#### [Task goal]
Reproduce verbatim the lines up to and including the one with "i) => i * 18 + 9);", starting from the first.

○ ○ ○ ○ ○ ○ ○

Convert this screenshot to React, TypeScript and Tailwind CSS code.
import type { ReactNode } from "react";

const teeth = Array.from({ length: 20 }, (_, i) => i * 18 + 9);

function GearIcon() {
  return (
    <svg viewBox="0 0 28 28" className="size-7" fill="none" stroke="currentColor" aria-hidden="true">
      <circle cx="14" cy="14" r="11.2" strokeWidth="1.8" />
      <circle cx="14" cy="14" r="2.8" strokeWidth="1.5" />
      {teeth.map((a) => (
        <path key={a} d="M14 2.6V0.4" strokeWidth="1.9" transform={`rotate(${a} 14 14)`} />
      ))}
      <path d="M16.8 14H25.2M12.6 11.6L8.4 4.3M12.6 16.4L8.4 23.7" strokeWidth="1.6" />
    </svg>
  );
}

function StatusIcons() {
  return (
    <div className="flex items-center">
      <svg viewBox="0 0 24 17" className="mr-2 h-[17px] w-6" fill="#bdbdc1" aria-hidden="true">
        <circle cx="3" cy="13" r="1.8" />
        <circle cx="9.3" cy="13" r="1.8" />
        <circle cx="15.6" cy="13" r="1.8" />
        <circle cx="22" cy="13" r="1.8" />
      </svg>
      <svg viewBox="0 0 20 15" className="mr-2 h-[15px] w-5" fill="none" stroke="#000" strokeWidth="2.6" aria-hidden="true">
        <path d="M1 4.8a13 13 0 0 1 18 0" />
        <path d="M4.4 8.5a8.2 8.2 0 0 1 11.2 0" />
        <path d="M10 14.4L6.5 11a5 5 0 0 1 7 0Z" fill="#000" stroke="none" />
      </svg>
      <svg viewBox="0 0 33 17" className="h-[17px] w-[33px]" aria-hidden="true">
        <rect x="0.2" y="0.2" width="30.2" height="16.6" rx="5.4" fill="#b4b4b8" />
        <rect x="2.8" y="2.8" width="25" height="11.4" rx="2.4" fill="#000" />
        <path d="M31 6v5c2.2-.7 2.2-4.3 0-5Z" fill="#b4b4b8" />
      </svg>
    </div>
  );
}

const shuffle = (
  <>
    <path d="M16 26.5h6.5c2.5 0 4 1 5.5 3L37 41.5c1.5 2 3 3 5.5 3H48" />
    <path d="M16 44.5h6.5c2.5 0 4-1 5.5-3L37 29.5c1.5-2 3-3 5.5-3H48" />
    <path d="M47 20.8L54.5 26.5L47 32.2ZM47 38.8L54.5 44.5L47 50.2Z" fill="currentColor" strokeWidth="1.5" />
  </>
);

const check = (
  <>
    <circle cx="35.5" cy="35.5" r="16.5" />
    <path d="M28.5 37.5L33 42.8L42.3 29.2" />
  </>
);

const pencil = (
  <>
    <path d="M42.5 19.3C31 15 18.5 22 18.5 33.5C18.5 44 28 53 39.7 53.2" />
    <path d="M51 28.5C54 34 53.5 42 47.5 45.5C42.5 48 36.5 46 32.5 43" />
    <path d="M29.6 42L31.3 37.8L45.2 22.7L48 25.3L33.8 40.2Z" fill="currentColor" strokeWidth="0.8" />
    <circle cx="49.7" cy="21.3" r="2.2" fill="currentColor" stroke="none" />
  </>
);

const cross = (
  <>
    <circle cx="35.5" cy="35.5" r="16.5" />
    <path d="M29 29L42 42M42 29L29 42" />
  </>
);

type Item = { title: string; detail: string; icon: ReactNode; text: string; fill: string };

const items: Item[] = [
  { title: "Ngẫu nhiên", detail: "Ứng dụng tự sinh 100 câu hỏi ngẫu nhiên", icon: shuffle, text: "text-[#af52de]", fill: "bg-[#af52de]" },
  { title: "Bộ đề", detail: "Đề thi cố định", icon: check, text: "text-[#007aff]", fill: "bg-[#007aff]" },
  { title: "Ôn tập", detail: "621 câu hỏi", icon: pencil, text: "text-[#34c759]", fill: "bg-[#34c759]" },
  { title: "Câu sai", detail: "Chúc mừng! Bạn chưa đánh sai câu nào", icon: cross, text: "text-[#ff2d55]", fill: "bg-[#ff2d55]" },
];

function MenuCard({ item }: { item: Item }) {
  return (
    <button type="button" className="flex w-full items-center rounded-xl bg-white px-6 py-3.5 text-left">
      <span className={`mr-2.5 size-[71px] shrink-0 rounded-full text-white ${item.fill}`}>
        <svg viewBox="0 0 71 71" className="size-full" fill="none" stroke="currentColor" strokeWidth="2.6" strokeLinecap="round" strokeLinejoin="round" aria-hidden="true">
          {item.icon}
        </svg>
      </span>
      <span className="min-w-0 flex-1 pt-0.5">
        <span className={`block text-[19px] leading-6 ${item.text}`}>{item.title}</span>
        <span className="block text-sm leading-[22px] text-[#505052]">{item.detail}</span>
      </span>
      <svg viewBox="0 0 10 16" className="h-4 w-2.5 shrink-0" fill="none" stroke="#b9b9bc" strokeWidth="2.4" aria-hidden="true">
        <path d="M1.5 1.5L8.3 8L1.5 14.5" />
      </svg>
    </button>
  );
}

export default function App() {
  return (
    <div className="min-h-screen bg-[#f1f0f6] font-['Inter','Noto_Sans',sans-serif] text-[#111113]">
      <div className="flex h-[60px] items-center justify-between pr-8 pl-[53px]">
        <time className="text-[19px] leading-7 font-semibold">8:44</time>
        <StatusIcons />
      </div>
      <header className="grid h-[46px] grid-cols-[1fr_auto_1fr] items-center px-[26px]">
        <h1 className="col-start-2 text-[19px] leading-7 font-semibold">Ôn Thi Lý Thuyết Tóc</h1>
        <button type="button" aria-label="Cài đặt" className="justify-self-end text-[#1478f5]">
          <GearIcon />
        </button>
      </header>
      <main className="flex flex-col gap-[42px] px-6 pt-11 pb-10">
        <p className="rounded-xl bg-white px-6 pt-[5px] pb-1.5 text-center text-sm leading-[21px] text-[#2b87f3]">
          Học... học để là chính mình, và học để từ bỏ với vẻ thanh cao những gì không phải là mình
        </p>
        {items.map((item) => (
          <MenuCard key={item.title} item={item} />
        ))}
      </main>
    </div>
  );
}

○ ○ ○ ○ ○ ○ ○

#### [Finished exercise]
Convert this screenshot to React, TypeScript and Tailwind CSS code.
import type { ReactNode } from "react";

const teeth = Array.from({ length: 20 }, (_, i) => i * 18 + 9);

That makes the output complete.